The Dortmund-born analyst, 28, earned a degree in finance, asset management and marketing from Germany’s International School of Management in 2002. As part of his studies, he spent a semester at Columbia Business School in New York. “Columbia is where I learned the fundamental analysis that I use today,” says von Engelbrechten, who employs a numbers-focused approach to analyze Europe’s 30 largest banks.

Notably, the analyst kept WestAM, which has about $8 billion in equities under management, out of German banking giants HypoVereinsbank and Commerzbank on valuation grounds. The two stocks underperformed the Dow Jones Euro Stoxx bank index by 20.9 percent and 17 percent, respectively, in 2004.

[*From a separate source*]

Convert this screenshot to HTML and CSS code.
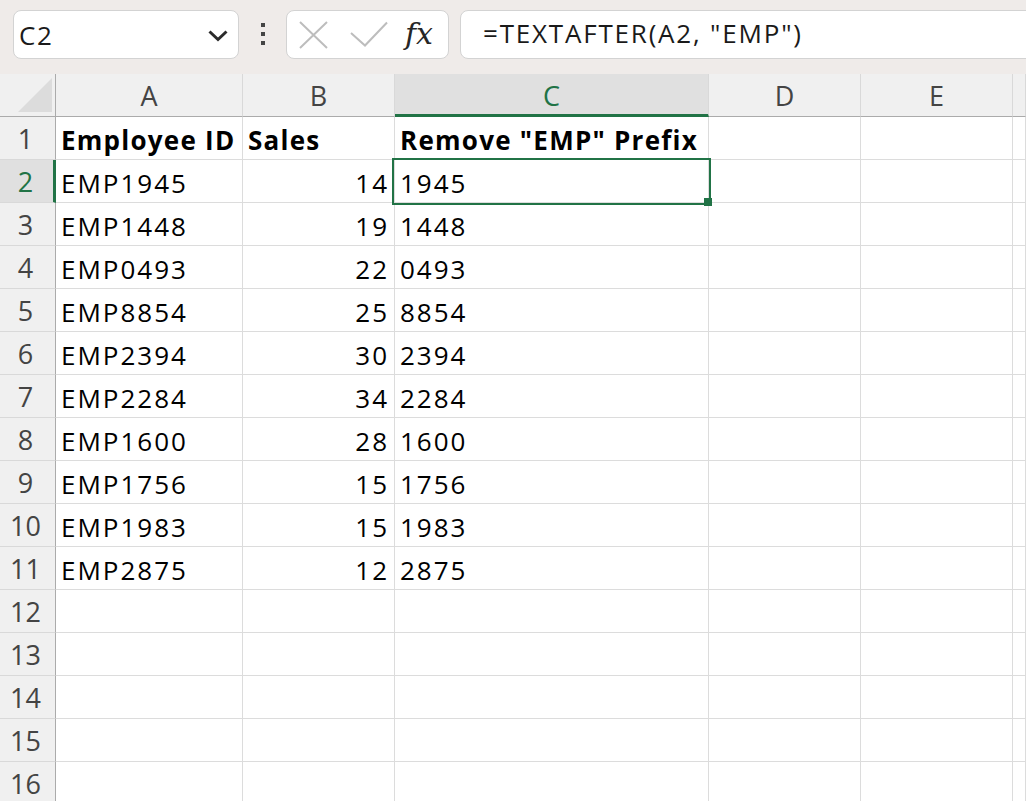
FILE: index.html
```html
<!DOCTYPE html>
<html>
<head>
<meta charset="utf-8">
<link rel="stylesheet" href="styles.css">
</head>
<body>
<div class="toolbar">
  <div class="namebox"><span class="name">C2</span>
    <svg class="chev" width="20" height="12" viewBox="0 0 20 12"><path d="M1.5 1.5 L10 9.5 L18.5 1.5" fill="none" stroke="#2b2b2b" stroke-width="3"/></svg>
  </div>
  <div class="dots"><span></span><span></span><span></span></div>
  <div class="fxbox">
    <svg width="29" height="28" viewBox="0 0 29 28"><path d="M1 1 L28 27 M28 1 L1 27" stroke="#bdbdbd" stroke-width="2" fill="none"/></svg>
    <svg class="check" width="38" height="26" viewBox="0 0 38 26"><path d="M1 12 L15 24.5 L37 1.5" stroke="#bdbdbd" stroke-width="2" fill="none"/></svg>
    <span class="fx">fx</span>
  </div>
  <div class="formula">=TEXTAFTER(A2, "EMP")</div>
</div>
<div class="sheet">
  <div class="corner"><svg width="56" height="43" viewBox="0 0 56 43"><polygon points="52,4 52,38 18,38" fill="#dcdcdc"/></svg></div>
  <div class="ch">A</div><div class="ch">B</div><div class="ch sel">C</div><div class="ch">D</div><div class="ch">E</div><div class="ch"></div>

  <div class="rh">1</div><div class="c b">Employee ID</div><div class="c b">Sales</div><div class="c b">Remove "EMP" Prefix</div><div class="c"></div><div class="c"></div><div class="c"></div>
  <div class="rh sel">2</div><div class="c">EMP1945</div><div class="c n">14</div><div class="c active">1945<div class="selbox"></div><div class="handle"></div></div><div class="c"></div><div class="c"></div><div class="c"></div>
  <div class="rh">3</div><div class="c">EMP1448</div><div class="c n">19</div><div class="c">1448</div><div class="c"></div><div class="c"></div><div class="c"></div>
  <div class="rh">4</div><div class="c">EMP0493</div><div class="c n">22</div><div class="c">0493</div><div class="c"></div><div class="c"></div><div class="c"></div>
  <div class="rh">5</div><div class="c">EMP8854</div><div class="c n">25</div><div class="c">8854</div><div class="c"></div><div class="c"></div><div class="c"></div>
  <div class="rh">6</div><div class="c">EMP2394</div><div class="c n">30</div><div class="c">2394</div><div class="c"></div><div class="c"></div><div class="c"></div>
  <div class="rh">7</div><div class="c">EMP2284</div><div class="c n">34</div><div class="c">2284</div><div class="c"></div><div class="c"></div><div class="c"></div>
  <div class="rh">8</div><div class="c">EMP1600</div><div class="c n">28</div><div class="c">1600</div><div class="c"></div><div class="c"></div><div class="c"></div>
  <div class="rh">9</div><div class="c">EMP1756</div><div class="c n">15</div><div class="c">1756</div><div class="c"></div><div class="c"></div><div class="c"></div>
  <div class="rh">10</div><div class="c">EMP1983</div><div class="c n">15</div><div class="c">1983</div><div class="c"></div><div class="c"></div><div class="c"></div>
  <div class="rh">11</div><div class="c">EMP2875</div><div class="c n">12</div><div class="c">2875</div><div class="c"></div><div class="c"></div><div class="c"></div>
  <div class="rh">12</div><div class="c"></div><div class="c"></div><div class="c"></div><div class="c"></div><div class="c"></div><div class="c"></div>
  <div class="rh">13</div><div class="c"></div><div class="c"></div><div class="c"></div><div class="c"></div><div class="c"></div><div class="c"></div>
  <div class="rh">14</div><div class="c"></div><div class="c"></div><div class="c"></div><div class="c"></div><div class="c"></div><div class="c"></div>
  <div class="rh">15</div><div class="c"></div><div class="c"></div><div class="c"></div><div class="c"></div><div class="c"></div><div class="c"></div>
  <div class="rh">16</div><div class="c"></div><div class="c"></div><div class="c"></div><div class="c"></div><div class="c"></div><div class="c"></div>
</div>
</body>
</html>
```
FILE: styles.css
```css
html, body {
  margin: 0;
  padding: 0;
  background: #ffffff;
  overflow: hidden;
  width: 1026px;
  height: 801px;
  font-family: "Open Sans", "Liberation Sans", sans-serif;
}
.toolbar {
  height: 74px;
  box-sizing: border-box;
  background: #efebe9;
  display: flex;
  align-items: flex-start;
  padding: 10px 0 0 13px;
  overflow: hidden;
  white-space: nowrap;
}
.namebox {
  width: 226px;
  height: 49px;
  box-sizing: border-box;
  background: #fff;
  border: 1px solid #d3d3d3;
  border-radius: 8px;
  display: flex;
  align-items: center;
  justify-content: space-between;
  padding: 0 10px 0 5px;
  flex: none;
}
.name {
  font-size: 26px;
  letter-spacing: 1.5px;
  color: #1a1a1a;
  line-height: 1;
}
.chev { margin-top: 2px; }
.dots {
  width: 47px;
  display: flex;
  flex-direction: column;
  align-items: center;
  gap: 5px;
  padding-top: 13px;
  flex: none;
}
.dots span {
  width: 4px;
  height: 4px;
  background: #444;
  display: block;
}
.fxbox {
  width: 163px;
  height: 49px;
  box-sizing: border-box;
  background: #fff;
  border: 1px solid #d3d3d3;
  border-radius: 8px;
  display: flex;
  align-items: center;
  padding: 0 0 0 12px;
  flex: none;
}
.check { margin-left: 22px; margin-top: -2px; }
.fx {
  font-family: "DejaVu Serif", "Liberation Serif", serif;
  font-style: italic;
  font-size: 30px;
  color: #262626;
  margin-left: 17px;
  margin-top: -2px;
}
.formula {
  margin-left: 11px;
  width: 700px;
  height: 49px;
  box-sizing: border-box;
  background: #fff;
  border: 1px solid #d3d3d3;
  border-radius: 8px;
  padding: 0 0 0 22px;
  font-size: 26px;
  letter-spacing: 1.8px;
  line-height: 45px;
  color: #1a1a1a;
  flex: none;
}
.sheet {
  display: grid;
  grid-template-columns: 56px 187px 152px 314px 152px 152px 1fr;
  grid-auto-rows: 43px;
}
.sheet > div {
  box-sizing: border-box;
  white-space: nowrap;
}
.corner {
  background: #f0f0f0;
  border-right: 1px solid #ababab;
  border-bottom: 1px solid #ababab;
}
.corner svg { display: block; }
.ch {
  background: #f0f0f0;
  border-right: 1px solid #d9d9d9;
  border-bottom: 1px solid #ababab;
  text-align: center;
  font-size: 27px;
  color: #444;
  padding-top: 3px;
  line-height: 38px;
}
.ch.sel {
  background: #e0e0e0;
  color: #217346;
  border-bottom: 3px solid #217346;
}
.rh {
  background: #f0f0f0;
  border-right: 1px solid #ababab;
  border-bottom: 1px solid #d9d9d9;
  text-align: center;
  padding-right: 4px;
  font-size: 27px;
  color: #444;
  padding-top: 3px;
  line-height: 38px;
}
.rh.sel {
  background: #e0e0e0;
  color: #217346;
  border-right: 3px solid #217346;
  padding-right: 2px;
}
.c {
  background: #fff;
  border-right: 1px solid #dcdcdc;
  border-bottom: 1px solid #dcdcdc;
  font-size: 26px;
  letter-spacing: 2px;
  color: #000;
  padding: 4px 5px 0 5px;
  line-height: 38px;
  overflow: visible;
}
.c.b { font-weight: bold; letter-spacing: 1.25px; }
.c.n { text-align: right; padding-right: 5px; }
.c.active { position: relative; }
.selbox {
  position: absolute;
  left: -3px;
  top: -2px;
  width: 319px;
  height: 47px;
  box-sizing: border-box;
  border: 2px solid #217346;
}
.handle {
  position: absolute;
  left: 309px;
  top: 38px;
  width: 8px;
  height: 8px;
  background: #217346;
}
```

He recommended Crédit Agricole in November 2003 at E18 ($21.58), despite investor concerns about its just-announced merger with Crédit Lyonnais. Von Engelbrechten concluded that the merged firm’s dominant market share in mortgage lending and asset management in France would benefit from a strengthening economic recovery and significant cost savings at the bank. The country’s GDP did grow -- accelerating from 0.6 percent in 2003 to 2.3 percent in 2004, according to the French Statistical Institute -- and the bank slightly lowered its cost-income ratio. The stock was trading at just over E23 in mid-February, up 34.7 percent (including dividends) since von Engelbrechten recommended it. During that period the Stoxx bank index gained 26.3 percent.